No âmbito da estruturação dos sistemas de mercado e de comércio justo talvez seja de pensar em fomentar compras públicas a explorações agrárias familiares para programas de alimentação escolar e outras que, num primeiro momento, possam ser facilmente estabelecidas. Isso será mais fácil de conseguir se os produtores rurais se organizarem em associações (que não se devem confundir com machambas colectivas, como as que tivemos num passado recente).

 

Portanto, preconizamos um modelo de desenvolvimento rural que tenha a agricultura familiar como eixo fundamental, a qual deve incluir entre as suas questões económicas a possibilidade de replicar um modelo de produção e consumo com forte base local.
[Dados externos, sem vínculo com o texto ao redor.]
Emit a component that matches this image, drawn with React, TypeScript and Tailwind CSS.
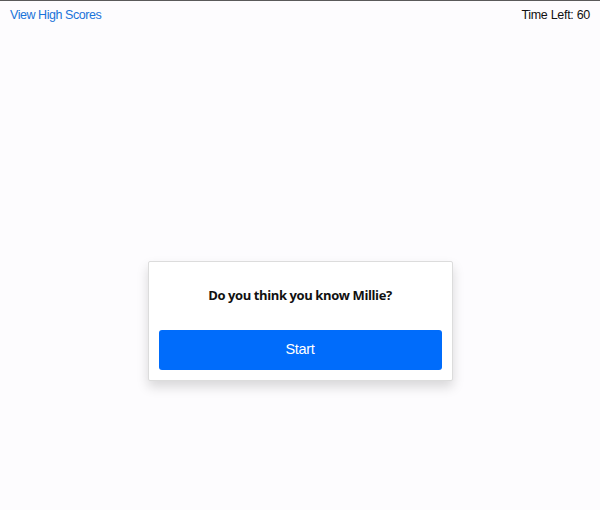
import React from "react";

export default function App() {
  return (
    <div className="min-h-[510px] w-full bg-[#fdfcfe] border-t border-[#5a5a5a] flex flex-col">
      <div className="flex justify-between items-center px-[10px] h-[28px] text-[12.5px] font-['Liberation_Sans',Arial,sans-serif]">
        <a className="text-[#1a73d9] cursor-pointer tracking-[-0.45px]">View High Scores</a>
        <span className="text-[#111] tracking-[-0.3px]">Time Left: 60</span>
      </div>
      <div className="flex justify-center mt-[232px]">
        <div className="w-[305px] bg-white border border-[#dcdcdc] rounded-[2px] shadow-[0_6px_12px_rgba(0,0,0,0.15)] p-[10px] flex flex-col gap-[10px]">
          <div className="h-[48px] flex items-center justify-center font-['Open_Sans',sans-serif] font-bold text-[13px] tracking-[-0.4px] text-[#111]">
            Do you think you know Millie?
          </div>
          <button className="h-[40px] w-full bg-[#006cfb] rounded-[3px] text-white text-[14.5px] tracking-[-0.3px] font-['Liberation_Sans',Arial,sans-serif]">
            Start
          </button>
        </div>
      </div>
    </div>
  );
}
Essa agricultura familiar deve garantir níveis de qualidade de vida similares àqueles das populações urbanas. Esta é a chave se se quiser estancar a migração campo-cidade. A agricultura familiar a que nos referimos deve assegurar a sustentabilidade e a segurança agroalimentar, em conjunto com uma renda e crescimento a níveis equitativos. No aspecto sociocultural deve-se garantir um acesso justo ao conhecimento e a novas práticas tecnológicas, mantendo o controlo local das decisões. Haverá, por fim, que revalorizar todo o tipo de saberes, considerando que as famílias camponesas desenvolveram um amplo quadro de conhecimentos nem sempre valorizado pelas instituições prevalecentes.